A ANA teve de lucros em 2023 uns espantosos 417 milhões de euros. Esse valor cresceu em 2024, apesar de não se conhecer quanto, mas sabe-se que as receitas cresceram 16%. Tem a concessão dos Aeroportos até 2062 onde vai arrecadar um lucro mínimo de 20 mil milhões de euros (usando as contas conservadoras do Tribunal de Contas). A ANA está em perfeitas condições de suportar o investimento no NAL como suportou o investimento nos restantes aeroportos nacionais quando era pública. Já que o Estado, de uma forma ou de outra, já vai contribuir com o custo das infraestruturas de acesso (ferrovia e rodovia) e os terrenos a usar são públicos. Se a ANA se recusar a construir o NAL o que o Governo tem que fazer é renacionalizar a empresa (e o próprio Ministro já admitiu que essa possibilidade existe). Ora, a ANA foi vendida por 1,1 mil milhões, já deu um lucro à Vinci de mais do dobro desse valor, a indemnização a ser paga pela renacionalização não pode ser muito superior ao valor de venda.
Portanto, da importante e verdadeira informação de que prolongar a concessão é o mesmo que entregar dinheiro público à multinacional, o que se deve retirar não é um valor idiota para o custo do NAL, mas a necessidade de rejeitar a opção do governo de prolongar o contrato de concessão. O custo de 30 mil milhões não nasce da decisão de construir ou não construir o NAL, nasce da opção de privatizar a ANA e da opção de prolongar o contrato de concessão para «pagar» o NAL.
É essa opção, profundamente errada e lesiva do interesse nacional que deve ser questionada, que precisa de ser alterada.
Por fim, recordar o início
A CNN – e o economista Rui Trindade – dizem que a futura concessão da ANA a preços actuais vale 30 mil milhões (de facto, dizem que vale entre 25 e 35 mil milhões, mas fazem a média para colocar no título).
Sublinho, a preços actuais. Então, como explicam que a actual concessão por 50 anos tenha sido vendida por 1,2 mil milhões? Ou que a ANA tenha sido vendida por 1,1 mil milhões? Dizem-nos que está tudo certo, pois em 2012 a multinacional pagou 15 vezes o EBITDA da ANA, «em linha com outros negócios internacionais». Sendo o EBITDA, grosso modo, o resultado operacional de uma empresa, e em termos formais o lucro antes de juros, impostos, depreciações e amortizações, querem fazer-nos passar a ideia que se pode calcular o valor «justo» a pagar por uma empresa através de uma fórmula tipo EBITDA vezes 15.

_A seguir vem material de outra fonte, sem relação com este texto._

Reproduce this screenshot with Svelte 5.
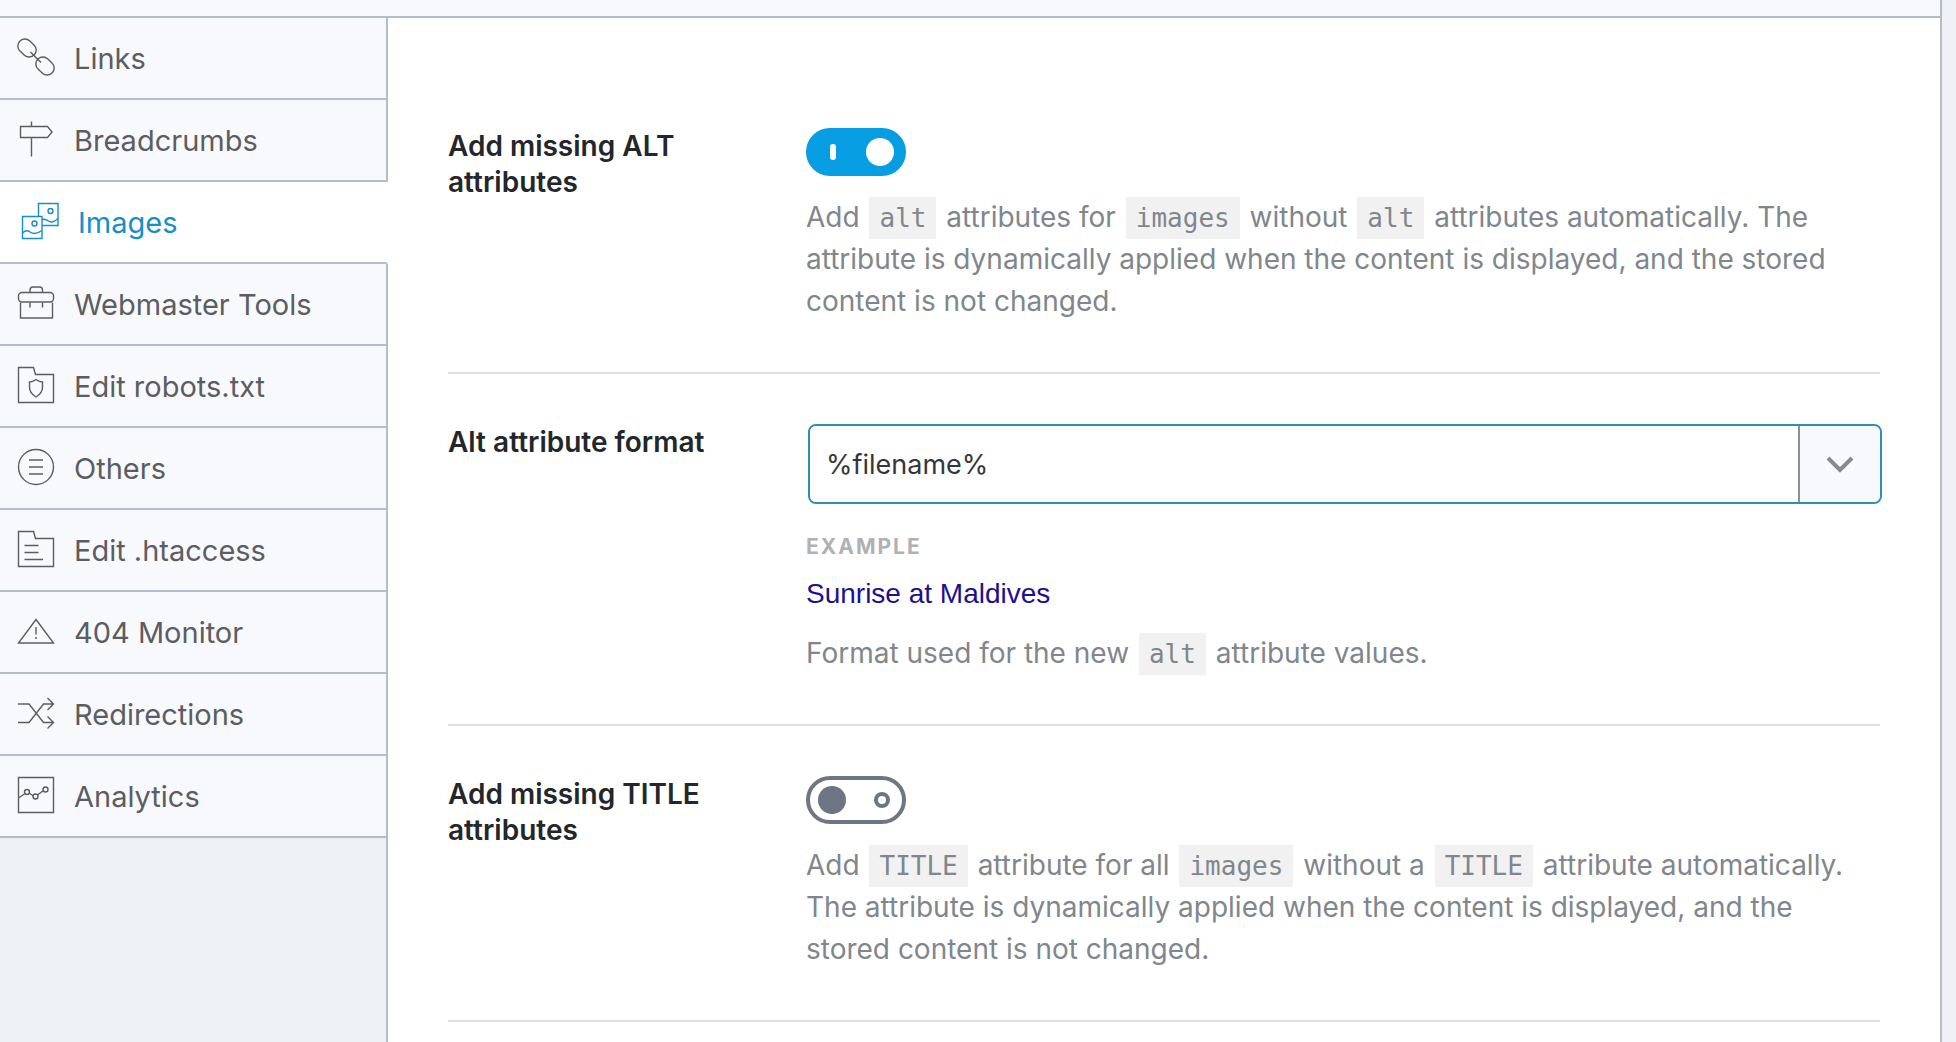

Só à laia de ilustração, para tentar ajudar a perceber o quanto esta fórmula está errada no cálculo do «valor» da ANA em 2012:
– A possibilidade de aumentar as taxas aeroportuárias muito significativamente tem um impacto evidente na capacidade de uma empresa gerar receitas. Para mais uma empresa que opera em monopólio. Ora a ANA recebeu esse direito com a privatização, o que levou a que pudesse aumentar as taxas aeroportuárias em mais de 50%, e nalguns casos mais de 200%. Sendo as taxas aeroportuárias a receita central da ANA, essa possibilidade tem um valor muito significativo, que evidentemente não se reflecte na fórmula EBITDA x 15, que usa o resultado operacional de quando a empresa não podia aumentar tanto as taxas.

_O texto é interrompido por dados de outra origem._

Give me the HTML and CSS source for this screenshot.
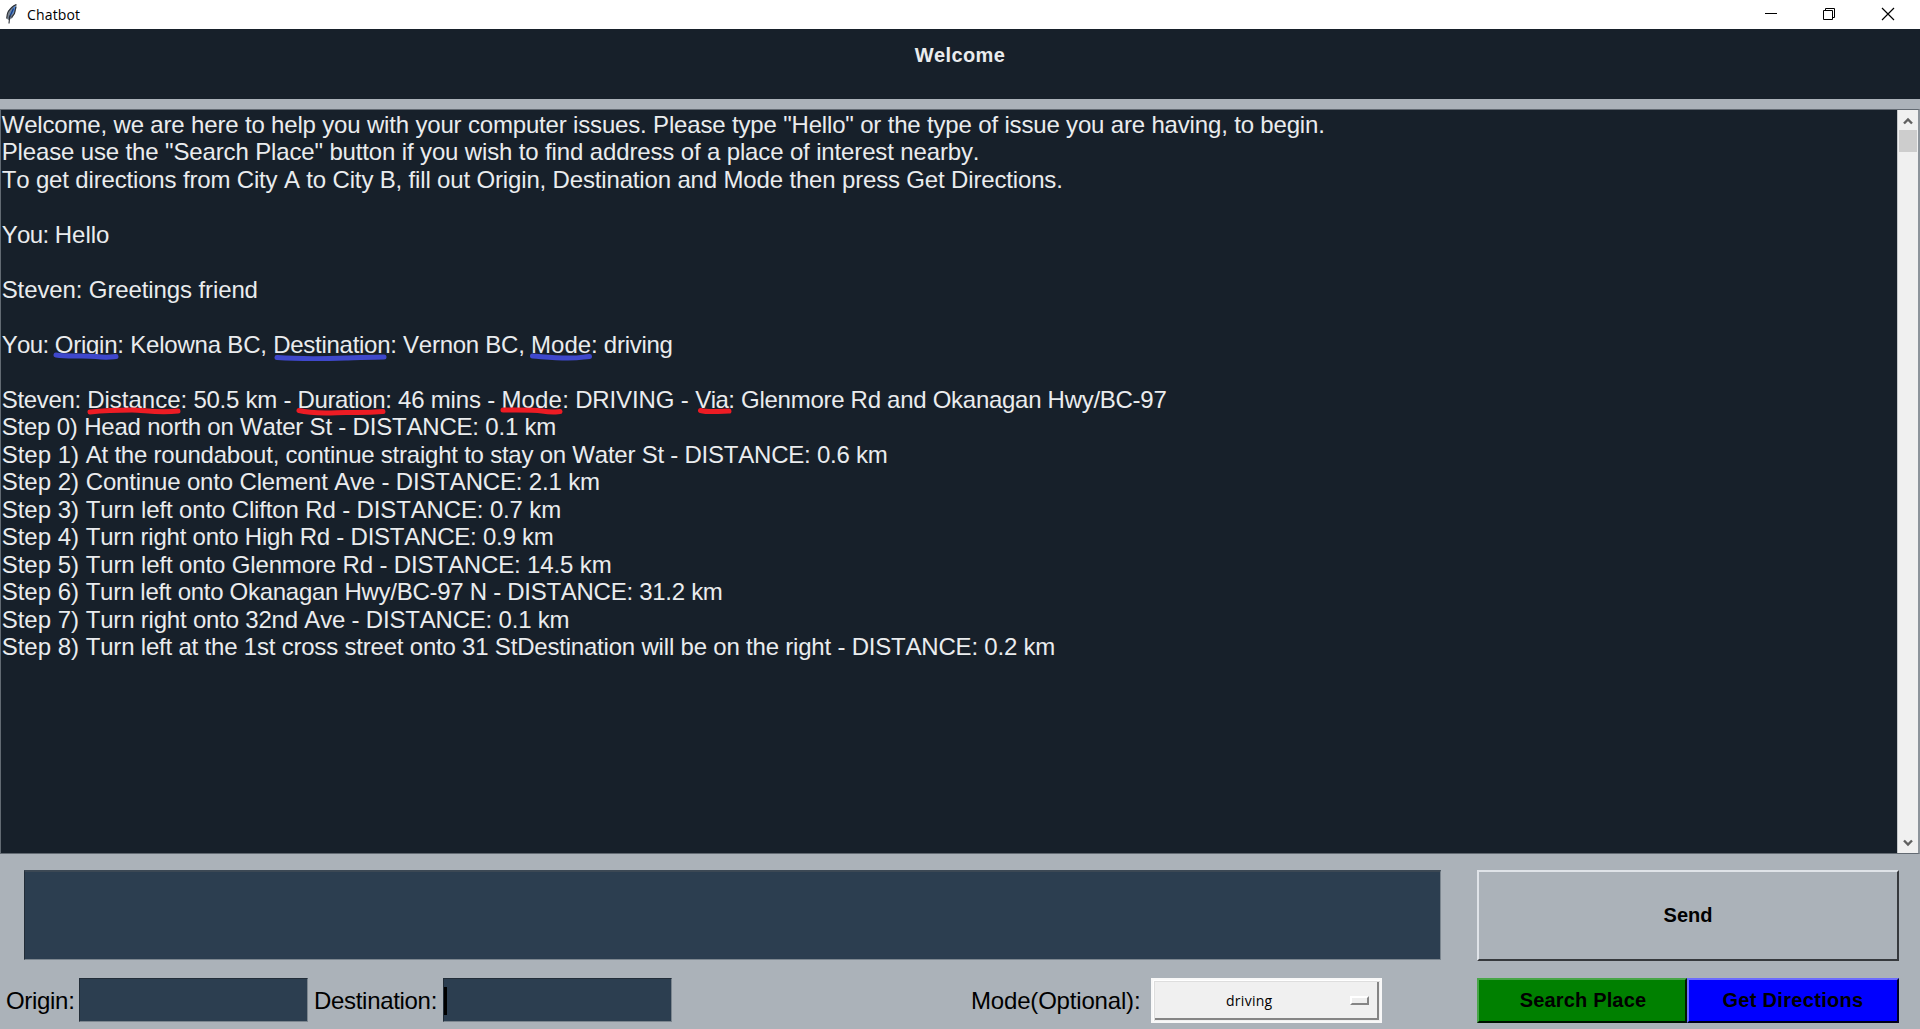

– O investimento, não tem nenhuma relevância? O facto de a ANA ser obrigada ou não ser obrigada a pagar integralmente o NAL, por exemplo, não altera o valor da concessão e da empresa? Claro que altera, mas a fórmula EBITDA x 15 não o reflecte.
– O número de anos da concessão não altera o valor da concessão? É igual a concessão ser por 10, 15, 40 ou 50 anos? E como é que isso se mede numa fórmula EBITDA x 15?
– O facto de nos sete anos anteriores à privatização o resultado operacional da ANA SA ter mais que duplicado (o EBITDA passou de 86 para 186 milhões de euros) é indiferente ao cálculo? Não era previsível que esse resultado continuasse a aumentar face às projecções de crescimento muito significativo do número de passageiros?
Enfim, estas fórmulas não são mais que desculpas de mau pagador. É completamente evidente que a ANA valia muito mais (mesmo numa pura óptica capitalista, mesmo só medindo a capacidade de gerar lucros e dividendos) que o preço que a Vinci pagou por ela. Basta ter noção que em 12 anos já teve lucros superiores ao dobro do preço pago por ela!
Mas registe-se a coincidência: por caminhos e com objectivos completamente diferentes, quer o Tribunal de Contas, na Auditoria à Privatização, quer agora Rui Trindade e a CNN apontam um valor similar para o valor actual de uma concessão por 50 anos dos aeroportos nacionais: entre 25 e 35 mil milhões de euros. E que tal, se em vez de os entregarmos a uma multinacional, os retivéssemos no País, não privatizando a ANA? Dava para pagar o NAL, modernizar o Aeroporto do Porto, que também está a ficar prejudicado pela falta de investimento da Vinci, e ainda sobrava para contratar e pagar todos os profissionais em falta no SNS durante esses 50 anos. That is the question!